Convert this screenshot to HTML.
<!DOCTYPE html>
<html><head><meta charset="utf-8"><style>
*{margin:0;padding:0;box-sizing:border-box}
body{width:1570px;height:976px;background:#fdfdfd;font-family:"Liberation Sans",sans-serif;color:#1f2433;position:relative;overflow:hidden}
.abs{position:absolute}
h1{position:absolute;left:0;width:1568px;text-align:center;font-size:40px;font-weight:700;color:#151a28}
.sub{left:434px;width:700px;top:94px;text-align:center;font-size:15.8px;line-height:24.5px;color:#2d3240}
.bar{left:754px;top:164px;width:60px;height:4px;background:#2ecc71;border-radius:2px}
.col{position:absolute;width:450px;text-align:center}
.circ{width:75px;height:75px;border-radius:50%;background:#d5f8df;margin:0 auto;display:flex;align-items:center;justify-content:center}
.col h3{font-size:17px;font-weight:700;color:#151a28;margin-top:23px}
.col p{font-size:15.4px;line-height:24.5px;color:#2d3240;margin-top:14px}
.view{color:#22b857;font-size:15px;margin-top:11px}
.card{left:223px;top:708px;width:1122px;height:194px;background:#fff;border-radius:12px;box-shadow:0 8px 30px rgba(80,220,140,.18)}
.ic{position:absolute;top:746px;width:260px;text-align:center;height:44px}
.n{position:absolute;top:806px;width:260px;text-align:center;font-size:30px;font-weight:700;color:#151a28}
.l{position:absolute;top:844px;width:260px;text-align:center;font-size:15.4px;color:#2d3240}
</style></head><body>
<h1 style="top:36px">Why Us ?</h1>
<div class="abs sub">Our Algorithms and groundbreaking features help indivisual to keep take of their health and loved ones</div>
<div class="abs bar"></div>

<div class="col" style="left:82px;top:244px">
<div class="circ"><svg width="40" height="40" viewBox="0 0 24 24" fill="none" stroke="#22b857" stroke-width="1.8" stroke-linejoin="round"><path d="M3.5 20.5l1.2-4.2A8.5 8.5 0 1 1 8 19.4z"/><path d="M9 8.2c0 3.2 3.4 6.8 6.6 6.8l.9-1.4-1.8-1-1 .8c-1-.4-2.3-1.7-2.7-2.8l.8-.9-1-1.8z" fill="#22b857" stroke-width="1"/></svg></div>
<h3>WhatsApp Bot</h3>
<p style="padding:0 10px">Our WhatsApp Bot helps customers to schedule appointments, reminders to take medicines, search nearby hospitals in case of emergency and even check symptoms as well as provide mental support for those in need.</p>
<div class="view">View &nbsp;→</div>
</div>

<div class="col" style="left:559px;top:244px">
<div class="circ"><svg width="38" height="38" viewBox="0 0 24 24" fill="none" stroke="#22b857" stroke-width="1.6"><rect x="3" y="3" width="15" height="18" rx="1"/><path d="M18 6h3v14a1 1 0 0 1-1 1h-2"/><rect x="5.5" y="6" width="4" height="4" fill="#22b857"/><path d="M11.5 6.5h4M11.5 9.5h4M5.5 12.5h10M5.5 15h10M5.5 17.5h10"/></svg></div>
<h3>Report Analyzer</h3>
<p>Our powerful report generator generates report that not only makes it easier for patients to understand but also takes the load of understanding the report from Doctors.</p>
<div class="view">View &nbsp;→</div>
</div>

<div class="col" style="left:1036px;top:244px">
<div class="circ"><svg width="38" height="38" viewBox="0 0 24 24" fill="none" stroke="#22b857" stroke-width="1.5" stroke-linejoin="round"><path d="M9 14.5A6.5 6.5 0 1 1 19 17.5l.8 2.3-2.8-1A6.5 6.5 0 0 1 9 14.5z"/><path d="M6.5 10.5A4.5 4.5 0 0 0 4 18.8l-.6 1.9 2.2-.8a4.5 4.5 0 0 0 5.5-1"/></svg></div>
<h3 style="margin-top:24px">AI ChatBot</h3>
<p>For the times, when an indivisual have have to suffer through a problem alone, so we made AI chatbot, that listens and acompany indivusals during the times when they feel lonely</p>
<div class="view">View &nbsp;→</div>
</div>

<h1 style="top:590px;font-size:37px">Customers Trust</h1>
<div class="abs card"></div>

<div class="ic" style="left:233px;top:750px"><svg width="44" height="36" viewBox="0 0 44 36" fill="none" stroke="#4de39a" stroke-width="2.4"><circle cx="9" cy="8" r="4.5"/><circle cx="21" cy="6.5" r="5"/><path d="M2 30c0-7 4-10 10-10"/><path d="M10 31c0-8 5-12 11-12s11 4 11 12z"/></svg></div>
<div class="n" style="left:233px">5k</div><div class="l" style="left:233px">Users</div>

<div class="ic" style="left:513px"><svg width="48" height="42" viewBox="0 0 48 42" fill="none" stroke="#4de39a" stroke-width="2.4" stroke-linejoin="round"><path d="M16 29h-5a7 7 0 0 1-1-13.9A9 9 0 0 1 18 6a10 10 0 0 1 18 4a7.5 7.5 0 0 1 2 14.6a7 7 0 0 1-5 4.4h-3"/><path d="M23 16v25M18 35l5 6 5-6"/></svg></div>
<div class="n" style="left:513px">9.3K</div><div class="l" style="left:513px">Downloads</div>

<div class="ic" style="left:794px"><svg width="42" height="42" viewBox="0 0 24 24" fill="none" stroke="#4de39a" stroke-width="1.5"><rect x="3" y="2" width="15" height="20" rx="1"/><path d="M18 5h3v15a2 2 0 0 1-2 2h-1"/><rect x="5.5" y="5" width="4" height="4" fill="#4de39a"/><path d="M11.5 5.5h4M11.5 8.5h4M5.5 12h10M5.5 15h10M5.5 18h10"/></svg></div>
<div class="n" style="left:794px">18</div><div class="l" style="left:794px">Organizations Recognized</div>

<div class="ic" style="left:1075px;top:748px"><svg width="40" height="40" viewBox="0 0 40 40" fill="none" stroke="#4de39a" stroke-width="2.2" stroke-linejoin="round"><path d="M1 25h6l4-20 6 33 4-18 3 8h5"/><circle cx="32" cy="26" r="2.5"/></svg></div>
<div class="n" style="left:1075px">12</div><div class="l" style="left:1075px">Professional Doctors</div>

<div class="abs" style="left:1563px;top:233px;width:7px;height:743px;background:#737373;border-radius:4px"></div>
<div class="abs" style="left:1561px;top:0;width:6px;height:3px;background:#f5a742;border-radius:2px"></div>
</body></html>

> **Task goal**: Your task is to output all of the data above word for word.

> **Exercise result**:
Convert this screenshot to HTML.
<!DOCTYPE html>
<html><head><meta charset="utf-8"><style>
*{margin:0;padding:0;box-sizing:border-box}
body{width:1570px;height:976px;background:#fdfdfd;font-family:"Liberation Sans",sans-serif;color:#1f2433;position:relative;overflow:hidden}
.abs{position:absolute}
h1{position:absolute;left:0;width:1568px;text-align:center;font-size:40px;font-weight:700;color:#151a28}
.sub{left:434px;width:700px;top:94px;text-align:center;font-size:15.8px;line-height:24.5px;color:#2d3240}
.bar{left:754px;top:164px;width:60px;height:4px;background:#2ecc71;border-radius:2px}
.col{position:absolute;width:450px;text-align:center}
.circ{width:75px;height:75px;border-radius:50%;background:#d5f8df;margin:0 auto;display:flex;align-items:center;justify-content:center}
.col h3{font-size:17px;font-weight:700;color:#151a28;margin-top:23px}
.col p{font-size:15.4px;line-height:24.5px;color:#2d3240;margin-top:14px}
.view{color:#22b857;font-size:15px;margin-top:11px}
.card{left:223px;top:708px;width:1122px;height:194px;background:#fff;border-radius:12px;box-shadow:0 8px 30px rgba(80,220,140,.18)}
.ic{position:absolute;top:746px;width:260px;text-align:center;height:44px}
.n{position:absolute;top:806px;width:260px;text-align:center;font-size:30px;font-weight:700;color:#151a28}
.l{position:absolute;top:844px;width:260px;text-align:center;font-size:15.4px;color:#2d3240}
</style></head><body>
<h1 style="top:36px">Why Us ?</h1>
<div class="abs sub">Our Algorithms and groundbreaking features help indivisual to keep take of their health and loved ones</div>
<div class="abs bar"></div>

<div class="col" style="left:82px;top:244px">
<div class="circ"><svg width="40" height="40" viewBox="0 0 24 24" fill="none" stroke="#22b857" stroke-width="1.8" stroke-linejoin="round"><path d="M3.5 20.5l1.2-4.2A8.5 8.5 0 1 1 8 19.4z"/><path d="M9 8.2c0 3.2 3.4 6.8 6.6 6.8l.9-1.4-1.8-1-1 .8c-1-.4-2.3-1.7-2.7-2.8l.8-.9-1-1.8z" fill="#22b857" stroke-width="1"/></svg></div>
<h3>WhatsApp Bot</h3>
<p style="padding:0 10px">Our WhatsApp Bot helps customers to schedule appointments, reminders to take medicines, search nearby hospitals in case of emergency and even check symptoms as well as provide mental support for those in need.</p>
<div class="view">View &nbsp;→</div>
</div>

<div class="col" style="left:559px;top:244px">
<div class="circ"><svg width="38" height="38" viewBox="0 0 24 24" fill="none" stroke="#22b857" stroke-width="1.6"><rect x="3" y="3" width="15" height="18" rx="1"/><path d="M18 6h3v14a1 1 0 0 1-1 1h-2"/><rect x="5.5" y="6" width="4" height="4" fill="#22b857"/><path d="M11.5 6.5h4M11.5 9.5h4M5.5 12.5h10M5.5 15h10M5.5 17.5h10"/></svg></div>
<h3>Report Analyzer</h3>
<p>Our powerful report generator generates report that not only makes it easier for patients to understand but also takes the load of understanding the report from Doctors.</p>
<div class="view">View &nbsp;→</div>
</div>

<div class="col" style="left:1036px;top:244px">
<div class="circ"><svg width="38" height="38" viewBox="0 0 24 24" fill="none" stroke="#22b857" stroke-width="1.5" stroke-linejoin="round"><path d="M9 14.5A6.5 6.5 0 1 1 19 17.5l.8 2.3-2.8-1A6.5 6.5 0 0 1 9 14.5z"/><path d="M6.5 10.5A4.5 4.5 0 0 0 4 18.8l-.6 1.9 2.2-.8a4.5 4.5 0 0 0 5.5-1"/></svg></div>
<h3 style="margin-top:24px">AI ChatBot</h3>
<p>For the times, when an indivisual have have to suffer through a problem alone, so we made AI chatbot, that listens and acompany indivusals during the times when they feel lonely</p>
<div class="view">View &nbsp;→</div>
</div>

<h1 style="top:590px;font-size:37px">Customers Trust</h1>
<div class="abs card"></div>

<div class="ic" style="left:233px;top:750px"><svg width="44" height="36" viewBox="0 0 44 36" fill="none" stroke="#4de39a" stroke-width="2.4"><circle cx="9" cy="8" r="4.5"/><circle cx="21" cy="6.5" r="5"/><path d="M2 30c0-7 4-10 10-10"/><path d="M10 31c0-8 5-12 11-12s11 4 11 12z"/></svg></div>
<div class="n" style="left:233px">5k</div><div class="l" style="left:233px">Users</div>

<div class="ic" style="left:513px"><svg width="48" height="42" viewBox="0 0 48 42" fill="none" stroke="#4de39a" stroke-width="2.4" stroke-linejoin="round"><path d="M16 29h-5a7 7 0 0 1-1-13.9A9 9 0 0 1 18 6a10 10 0 0 1 18 4a7.5 7.5 0 0 1 2 14.6a7 7 0 0 1-5 4.4h-3"/><path d="M23 16v25M18 35l5 6 5-6"/></svg></div>
<div class="n" style="left:513px">9.3K</div><div class="l" style="left:513px">Downloads</div>

<div class="ic" style="left:794px"><svg width="42" height="42" viewBox="0 0 24 24" fill="none" stroke="#4de39a" stroke-width="1.5"><rect x="3" y="2" width="15" height="20" rx="1"/><path d="M18 5h3v15a2 2 0 0 1-2 2h-1"/><rect x="5.5" y="5" width="4" height="4" fill="#4de39a"/><path d="M11.5 5.5h4M11.5 8.5h4M5.5 12h10M5.5 15h10M5.5 18h10"/></svg></div>
<div class="n" style="left:794px">18</div><div class="l" style="left:794px">Organizations Recognized</div>

<div class="ic" style="left:1075px;top:748px"><svg width="40" height="40" viewBox="0 0 40 40" fill="none" stroke="#4de39a" stroke-width="2.2" stroke-linejoin="round"><path d="M1 25h6l4-20 6 33 4-18 3 8h5"/><circle cx="32" cy="26" r="2.5"/></svg></div>
<div class="n" style="left:1075px">12</div><div class="l" style="left:1075px">Professional Doctors</div>

<div class="abs" style="left:1563px;top:233px;width:7px;height:743px;background:#737373;border-radius:4px"></div>
<div class="abs" style="left:1561px;top:0;width:6px;height:3px;background:#f5a742;border-radius:2px"></div>
</body></html>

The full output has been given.